キャンバスと幸せの香り
空を見上げるとそれはとても心が解放されるような水色で、その前には鮮やかな黄色に染まったイチョウが目に飛び込んできました。
なんて色の組み合わせなんだろうと、冬の冷たい空気の中で思いました。
寒いけれど、幸せと思える色の組み合わせです。
そのぱっきりとした色使いに自然の采配のすばらしさを思わずにはいられません。
美しい景色がそこにあるという幸せ。
それを見つけられた喜び。
この瞬間を忘れないでいたいと美しいものの前では常に思います。
感動しながら、どこか頭の隅で、あぁ忘れたくないと思っている自分がいます。
そんな美しい瞬間と言うのは自然との間にだけ生まれるわけではなく、人との何気ない瞬間にも生まれたりします。
こういうものは本当に何も意図してない時ほど起こり、それを期待すると起こらないということを経験上わかっているので、本当に予期してなかった時にそこに現れます。
例えば、誰かの知らなった一面を見たりした時にそれは起こったりします。
普段つかめていなかったその人物の意外な一面に触れた時に、こんな一面があったんだと思うのです。
実はこういう信念がある、とか、実はこういう言葉が好きだ、とか、実はこういう目的があって行動している、とか。
多層的なその人の私が知っている層よりさらに一段、二段下の想いを知る時、私の心は打たれます。
そうして、人は美しいと思うのです。
まるで、椿の花のようにバラの花のように人というのは多層的に出来ていると思うのです。
そして、私はまだまだその人を知らないということを思い知らされるのです。
私が知っていたのは、ただの表側の一枚、二枚の花びらに過ぎなかったのだと。
友人がとつとつと語り出したり、家族が想いを吐露したり、憧れの人の悲しみを見たり、若い人たちの野望を聞いたり、好きな人の胸の内を知って、それがまた私のキャンバスに色を付けていきます。
あぁ、自分のキャンバスは自分が思ってもみないような絵になっていると思いながら、けれど、自分が描けると思っていた絵よりも実はずっと良い絵になっているような気がすると思うのです。
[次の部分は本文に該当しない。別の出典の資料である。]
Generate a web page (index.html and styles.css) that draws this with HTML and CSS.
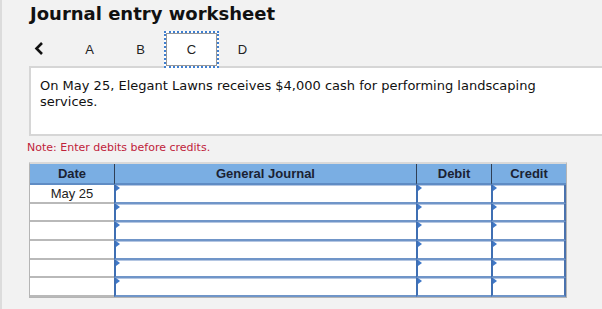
FILE: index.html
```html
<!DOCTYPE html>
<html lang="en">
<head>
  <meta charset="UTF-8" />
  <title>Journal entry worksheet</title>
  <link rel="stylesheet" href="styles.css">
</head>
<body>
  <div class="page">
    <h1>Journal entry worksheet</h1>

    <div class="tabs">
      <div class="tab tab-back">
        <svg width="10" height="13" viewBox="0 0 10 13"><path d="M8 1 L2.5 6.5 L8 12" fill="none" stroke="#111" stroke-width="2.6"/></svg>
      </div>
      <div class="tab">A</div>
      <div class="tab">B</div>
      <div class="tab active">C</div>
      <div class="tab">D</div>
    </div>

    <div class="question">
      <p>On May 25, Elegant Lawns receives $4,000 cash for performing landscaping services.</p>
    </div>

    <p class="note">Note: Enter debits before credits.</p>

    <table class="journal">
      <thead>
        <tr>
          <th class="col-date">Date</th>
          <th class="col-desc">General Journal</th>
          <th class="col-amt">Debit</th>
          <th class="col-amt">Credit</th>
        </tr>
      </thead>
      <tbody>
        <tr>
          <td class="date">May 25</td>
          <td class="field"></td>
          <td class="field"></td>
          <td class="field"></td>
        </tr>
        <tr><td class="date"></td><td class="field"></td><td class="field"></td><td class="field"></td></tr>
        <tr><td class="date"></td><td class="field"></td><td class="field"></td><td class="field"></td></tr>
        <tr><td class="date"></td><td class="field"></td><td class="field"></td><td class="field"></td></tr>
        <tr><td class="date"></td><td class="field"></td><td class="field"></td><td class="field"></td></tr>
        <tr><td class="date"></td><td class="field"></td><td class="field"></td><td class="field"></td></tr>
      </tbody>
    </table>
  </div>
</body>
</html>
```

FILE: styles.css
```css
body {
  margin: 0;
  background-color: #f2f2f2;
  font-family: "DejaVu Sans", Verdana, sans-serif;
  color: #111;
  overflow: hidden;
}
.page {
  border-left: 2px solid #dcdcdc;
  height: 309px;
  box-sizing: border-box;
}
h1 {
  margin: 0;
  padding: 3px 0 0 28px;
  font-size: 18px;
  line-height: 22px;
  font-weight: bold;
}
.tabs {
  display: flex;
  margin: 6px 0 -2px 11px;
  height: 37px;
  position: relative;
  z-index: 1;
}
.tab {
  width: 51px;
  display: flex;
  justify-content: center;
  align-items: center;
  font-family: "Liberation Sans", Arial, sans-serif;
  font-size: 13px;
  color: #222;
  box-sizing: border-box;
}
.tab-back svg {
  display: block;
  margin-top: -3px;
}
.tab.active {
  width: 55px;
  margin: 0 -2px;
  background: #fff;
  border: 2px dotted #3f7fd0;
  box-shadow: inset 0 0 0 1px #999;
}
.question {
  margin: 0 -20px 0 27px;
  height: 70px;
  box-sizing: border-box;
  background: #fff;
  border: 2px solid #d6d6d6;
  padding: 10px 0 0 9px;
}
.question p {
  margin: 0;
  width: 540px;
  font-size: 13px;
  line-height: 16px;
}
.note {
  margin: 5px 0 0 25px;
  font-size: 11px;
  line-height: 13px;
  color: #c0223a;
}
.journal {
  margin: 8px 0 0 27px;
  border-collapse: separate;
  border-spacing: 0;
  width: 538px;
  border: 1px solid #b5b5b5;
  border-top: 2px solid #d9d9d9;
  font-family: "Liberation Sans", Arial, sans-serif;
  font-size: 13px;
  background: #fff;
}
.journal th {
  background: #7aaee3;
  height: 19px;
  padding: 0;
  font-weight: bold;
  color: #1a2233;
  border-left: 1px solid #2f3f55;
  border-bottom: 2px solid #5f8cc4;
}
.journal th:first-child {
  border-left: none;
}
.col-date { width: 84px; }
.col-desc { width: 301px; }
.col-amt { width: 74px; }
.journal td {
  height: 16.7px;
  padding: 0;
}
.journal td.date {
  text-align: center;
  color: #222;
  border-bottom: 2px solid #b9b9b9;
}
.journal td.field {
  position: relative;
  border-left: 2px solid #3f6fb3;
  border-bottom: 2px solid #7095c8;
  box-shadow: inset 0 1px 0 #b4c6e2;
}
.journal td.field::before {
  content: "";
  position: absolute;
  left: 0;
  top: 0;
  border-top: 3px solid transparent;
  border-bottom: 3px solid transparent;
  border-left: 4px solid #3f78c8;
}
.journal td.field:last-child {
  border-right: 2px solid #4a72ad;
}
```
同じ絵を同じ色を使ってもう一度描けと言われても、もう描けません。
もしかしたら、誰かの知らなかった一面を見るというのは、その人のキャンバスをちらっとのぞかせてもらえてるということなのかもしれません。
その人にしか見えない絵を、ちらっと私もつかの間見せてもらっているということだから、貴重であり、こちらの心を打つのでしょう。
幸せな瞬間と言うものの一つにこのような自分たちの描いてきた絵を見せあうということがあるのであれば、その時に優しく静かに笑い合えたらそれはどんなに幸福なことかと思います。
そこには幸せの香りが漂っているに違いありません。